I think the nxt big thing is localized cogeneration, which can already be profitable - if you can get the permits.
Beacon Power Corp filed for
bankruptcy on Sunday just a year after the energy storage
company received a $43 million loan guarantee from a
controversial U.S. Department of Energy program.
The move comes about two months after solar panel maker
Solyndra also filed for bankruptcy, setting off criticism of the government loan program.
Reuters
kuwait is committed to 10% solar, abu dhabi & the saudis a bit less...
http://www.bloomberg.com/news/2011-10-25/kuwait-sets-biggest-gulf-renewable-energy-goal-to-free-crude-for-export.html
Vange: to make the energy return proactical, maybe we need to run the fracking pumps with wind or solar. ;-)

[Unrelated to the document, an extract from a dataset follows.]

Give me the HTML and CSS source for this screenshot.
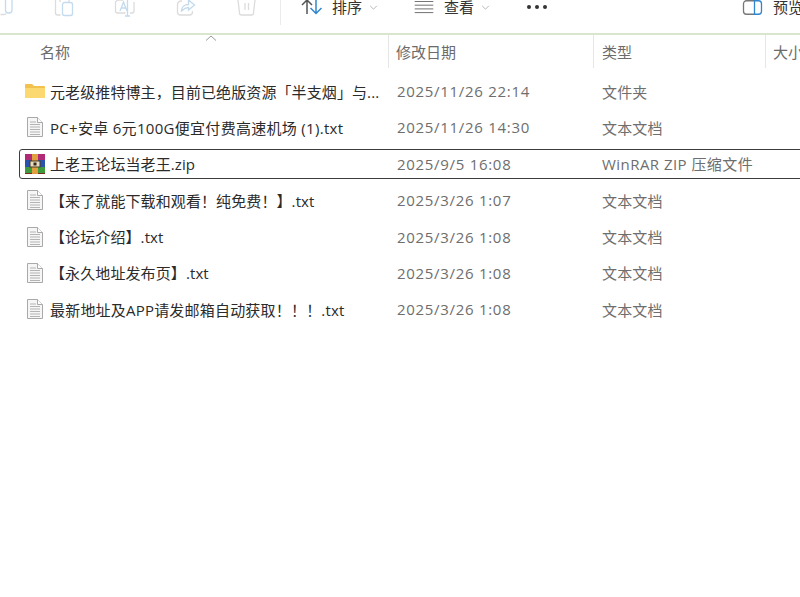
FILE: index.html
```html
<!DOCTYPE html>
<html lang="zh-CN">
<head>
<meta charset="utf-8">
<title>文件资源管理器</title>
<link rel="stylesheet" href="styles.css">
</head>
<body>
<div class="toolbar">
  <div class="tool-icons">
    <svg class="ti ti-cut" viewBox="0 0 14 17"><path d="M0.500 14.500H3a3 3 0 0 0 3-1"/><path class="blue" d="M5.500 0v10a3 3 0 0 0 3 3H9a3 3 0 0 0 3-3V0"/></svg>
    <svg class="ti ti-copy" viewBox="0 0 20 17"><path d="M1.500 0v13a2 2 0 0 0 2 2h3"/><path d="M6 2V0M15 2V0"/><rect class="blue" x="8.500" y="2.500" width="10" height="13" rx="2"/></svg>
    <svg class="ti ti-rename" viewBox="0 0 22 17"><path d="M9 0H3.500L1.500 2v9a2 2 0 0 0 2 2h8M16 13h2a2 2 0 0 0 2-2V2"/><path class="blue" d="M6 11l3.500-9 3.500 9M7 8h5M13.500 0v16M11 16h5"/></svg>
    <svg class="ti ti-share" viewBox="0 0 20 17"><path d="M6 1H5a4 4 0 0 0-3.500 4v7a3 3 0 0 0 3 3h9a3 3 0 0 0 3-3v-1"/><path class="blue" d="M5.500 11c0-4 3-6.500 7-6.500V0l6 5-6 5V7.500c-3 0-5 1.500-7 3.500z"/></svg>
    <svg class="ti ti-trash" viewBox="0 0 19 17"><path d="M1 0l1.500 13a2 2 0 0 0 2 2h10a2 2 0 0 0 2-2L18 0M8 3v7M11.500 3v7"/></svg>
  </div>
  <div class="divider"></div>
  <div class="cmd cmd-sort">
    <svg class="sort-icon" viewBox="0 0 21 15"><path class="dark" d="M6 14V0M1 5l5-5 5 5"/><path class="blue" d="M15 0v14M9.500 8l5.500 5.500L20.500 8"/></svg>
    <span class="cmd-label">排序</span>
    <svg class="chev" viewBox="0 0 10 6"><path d="M1 1l4 4 4-4"/></svg>
  </div>
  <div class="cmd cmd-view">
    <svg class="view-icon" viewBox="0 0 20 14"><path d="M0 .500h20M0 4.500h20M0 8.500h20M0 12.500h20"/></svg>
    <span class="cmd-label">查看</span>
    <svg class="chev" viewBox="0 0 10 6"><path d="M1 1l4 4 4-4"/></svg>
  </div>
  <div class="more"><i></i><i></i><i></i></div>
  <div class="cmd cmd-preview">
    <svg class="preview-icon" viewBox="0 0 20 15"><path class="grey" d="M12 .750H4A3 3 0 0 0 1 3.750v7.500a3 3 0 0 0 3 3h8"/><path class="blue" d="M12 .750h4a3 3 0 0 1 3 3v7.500a3 3 0 0 1-3 3h-4z"/></svg>
    <span class="cmd-label">预览</span>
  </div>
</div>

<div class="header">
  <svg class="sort-caret" viewBox="0 0 12 6"><path d="M1 5.500l5-4.500 5 4.500"/></svg>
  <div class="col col-name">名称</div>
  <div class="col col-date">修改日期</div>
  <div class="col col-type">类型</div>
  <div class="col col-size">大小</div>
</div>

<div class="rows">
  <div class="row">
    <svg class="ico" viewBox="0 0 20 16"><path class="folder-back" d="M0 2a1 1 0 0 1 1-1h6l2 2h10a1 1 0 0 1 1 1v10a1 1 0 0 1-1 1H1a1 1 0 0 1-1-1z"/><path class="folder-front" d="M0 5h20v9a1 1 0 0 1-1 1H1a1 1 0 0 1-1-1z"/></svg>
    <span class="name">元老级推特博主，目前已绝版资源「半支烟」与...</span>
    <span class="date">2025/11/26 22:14</span>
    <span class="type">文件夹</span>
  </div>
  <div class="row">
    <svg class="ico doc" viewBox="0 0 16 20"><use href="#doc"/></svg>
    <span class="name name-wide">PC+安卓 6元100G便宜付费高速机场 (1).txt</span>
    <span class="date">2025/11/26 14:30</span>
    <span class="type">文本文档</span>
  </div>
  <div class="row selected">
    <svg class="ico" viewBox="0 0 20 20">
      <rect x="0" y="0" width="20" height="6" fill="#b02a78"/>
      <rect x="0" y="6" width="20" height="7" fill="#2a53b0"/>
      <rect x="0" y="13" width="20" height="6" fill="#3f9a3c"/>
      <rect x="0" y="19" width="20" height="1" fill="#7a2f1c"/>
      <rect x="7" y="0" width="6" height="20" fill="#e0a040"/>
      <rect x="5" y="7" width="10" height="6" fill="#e8dcc0" stroke="#4a3a20"/>
      <rect x="8.500" y="8.500" width="3" height="3" fill="#33281c"/>
    </svg>
    <span class="name">上老王论坛当老王.zip</span>
    <span class="date">2025/9/5 16:08</span>
    <span class="type type-wide">WinRAR ZIP 压缩文件</span>
  </div>
  <div class="row">
    <svg class="ico doc" viewBox="0 0 16 20"><use href="#doc"/></svg>
    <span class="name">【来了就能下载和观看！纯免费！】.txt</span>
    <span class="date">2025/3/26 1:07</span>
    <span class="type">文本文档</span>
  </div>
  <div class="row">
    <svg class="ico doc" viewBox="0 0 16 20"><use href="#doc"/></svg>
    <span class="name">【论坛介绍】.txt</span>
    <span class="date">2025/3/26 1:08</span>
    <span class="type">文本文档</span>
  </div>
  <div class="row">
    <svg class="ico doc" viewBox="0 0 16 20"><use href="#doc"/></svg>
    <span class="name">【永久地址发布页】.txt</span>
    <span class="date">2025/3/26 1:08</span>
    <span class="type">文本文档</span>
  </div>
  <div class="row">
    <svg class="ico doc" viewBox="0 0 16 20"><use href="#doc"/></svg>
    <span class="name name-mid">最新地址及APP请发邮箱自动获取！！！.txt</span>
    <span class="date">2025/3/26 1:08</span>
    <span class="type">文本文档</span>
  </div>
</div>

<svg class="defs" width="0" height="0">
  <symbol id="doc" viewBox="0 0 16 20">
    <path d="M.5.500h10l5 5v14H.5z" fill="#f6f6f6" stroke="#a9a9a9"/>
    <path d="M10.500.500v5h5" fill="#fff" stroke="#a9a9a9"/>
    <path d="M3 5h6M3 7.500h10M3 10h10M3 12.500h10M3 15h10M3 17.500h10" stroke="#b4b4b4" fill="none"/>
  </symbol>
</svg>
</body>
</html>
```

FILE: styles.css
```css
html, body {
  margin: 0;
  padding: 0;
  width: 800px;
  height: 597px;
  overflow: hidden;
  background: #fff;
  font-family: "Open Sans", "Noto Sans CJK SC", "Liberation Sans", sans-serif;
  color: #2b2b2b;
}
.toolbar {
  height: 33px;
  box-sizing: content-box;
  border-bottom: 2px solid #d8e6cc;
  display: flex;
  align-items: flex-start;
  position: relative;
  overflow: hidden;
}
.tool-icons {
  width: 280px;
  flex: none;
  display: flex;
  height: 17px;
}
.ti {
  height: 17px;
  fill: none;
  stroke: #dcdcdc;
  stroke-width: 1.300;
  flex: none;
}
.ti .blue { stroke: #c4daee; }
.ti-cut { width: 14px; }
.ti-copy { width: 20px; margin-left: 40px; }
.ti-rename { width: 22px; margin-left: 40px; }
.ti-share { width: 20px; margin-left: 40px; }
.ti-trash { width: 19px; margin-left: 41px; }
.divider {
  width: 1px;
  height: 25px;
  background: #ebebeb;
  flex: none;
}
.cmd {
  display: flex;
  align-items: center;
  flex: none;
  height: 14px;
}
.cmd-label {
  font-size: 15px;
  line-height: 14px;
  color: #333;
}
.cmd-sort { margin-left: 20px; }
.sort-icon {
  width: 21px;
  height: 15px;
  margin-right: 10px;
  fill: none;
  stroke-width: 1.500;
}
.sort-icon .dark { stroke: #555; }
.sort-icon .blue { stroke: #2f86d0; }
.chev {
  width: 9px;
  height: 5px;
  margin-left: 7px;
  fill: none;
  stroke: #aaa;
  stroke-width: 1;
}
.cmd-view { margin-left: 36px; }
.view-icon {
  width: 20px;
  height: 13px;
  margin-right: 10px;
  fill: none;
  stroke: #666;
  stroke-width: 1;
}
.more {
  display: flex;
  gap: 4px;
  margin-left: 37px;
  margin-top: 5px;
  flex: none;
}
.more i {
  width: 4px;
  height: 4px;
  border-radius: 50%;
  background: #333;
}
.cmd-preview { margin-left: 195px; }
.preview-icon {
  width: 21px;
  height: 15px;
  margin-right: 10px;
  fill: none;
  stroke-width: 1.300;
}
.preview-icon .grey { stroke: #777; }
.preview-icon .blue { stroke: #2f86d0; }

.header {
  display: flex;
  height: 33px;
  position: relative;
}
.sort-caret {
  position: absolute;
  left: 205px;
  top: 0;
  width: 12px;
  height: 6px;
  fill: none;
  stroke: #999;
  stroke-width: 1;
}
.col {
  font-size: 15px;
  line-height: 35px;
  height: 33px;
  color: #6b6b6b;
  box-sizing: border-box;
  border-right: 1px solid #e6e6e6;
  flex: none;
  white-space: nowrap;
  overflow: hidden;
}
.col-name { width: 389px; padding-left: 40px; }
.col-date { width: 205px; padding-left: 7px; }
.col-type { width: 172px; padding-left: 8px; }
.col-size { width: 34px; padding-left: 7px; border-right: 0; }

.rows {
  padding-top: 8px;
  display: flex;
  flex-direction: column;
  gap: 6.400px;
}
.row {
  height: 30px;
  display: flex;
  align-items: center;
  box-sizing: border-box;
  font-size: 15px;
  white-space: nowrap;
  position: relative;
  padding-left: 25px;
}
.row.selected {
  margin-left: 19px;
  padding-left: 5px;
  width: 790px;
  border: 1px solid #3c3c3c;
  border-radius: 3px;
}
.ico {
  width: 20px;
  height: 20px;
  flex: none;
  margin-right: 5px;
}
.ico.doc { width: 16px; margin-left: 2px; margin-right: 7px; }
.name { width: 347px; flex: none; overflow: hidden; color: #2b2b2b; letter-spacing: .1px; }
.name-wide { letter-spacing: .3px; }
.name-mid { letter-spacing: .2px; }
.date { width: 205px; flex: none; color: #6e6e6e; letter-spacing: .7px; }
.type { flex: none; color: #6e6e6e; letter-spacing: .15px; }
.type-wide { letter-spacing: .45px; }
.folder-back { fill: #f2c14e; }
.folder-front { fill: #fbd970; }
.defs { position: absolute; }
```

Don't laugh. I read a piece by a physicist who made the argument that we should use cheap coal or nuclear produced energy to extract oil and gas from shale not because of the energy returns but because the hydrocarbon feedstock for many industries was far more valuable as raw material input than for the energy that it contained.
kuwait is committed to 10% solar, abu dhabi & the saudis a bit less...
http://www.bloomberg.com/news/2011-10-25/kuwait-sets-biggest-gulf-renewable-energy-goal-to-free-crude-for-export.html
I am sorry but even in the desert where sunshine is plentiful solar may not make any sense. To anyone who has not forgotten that we live in the real world the reason should be obvious.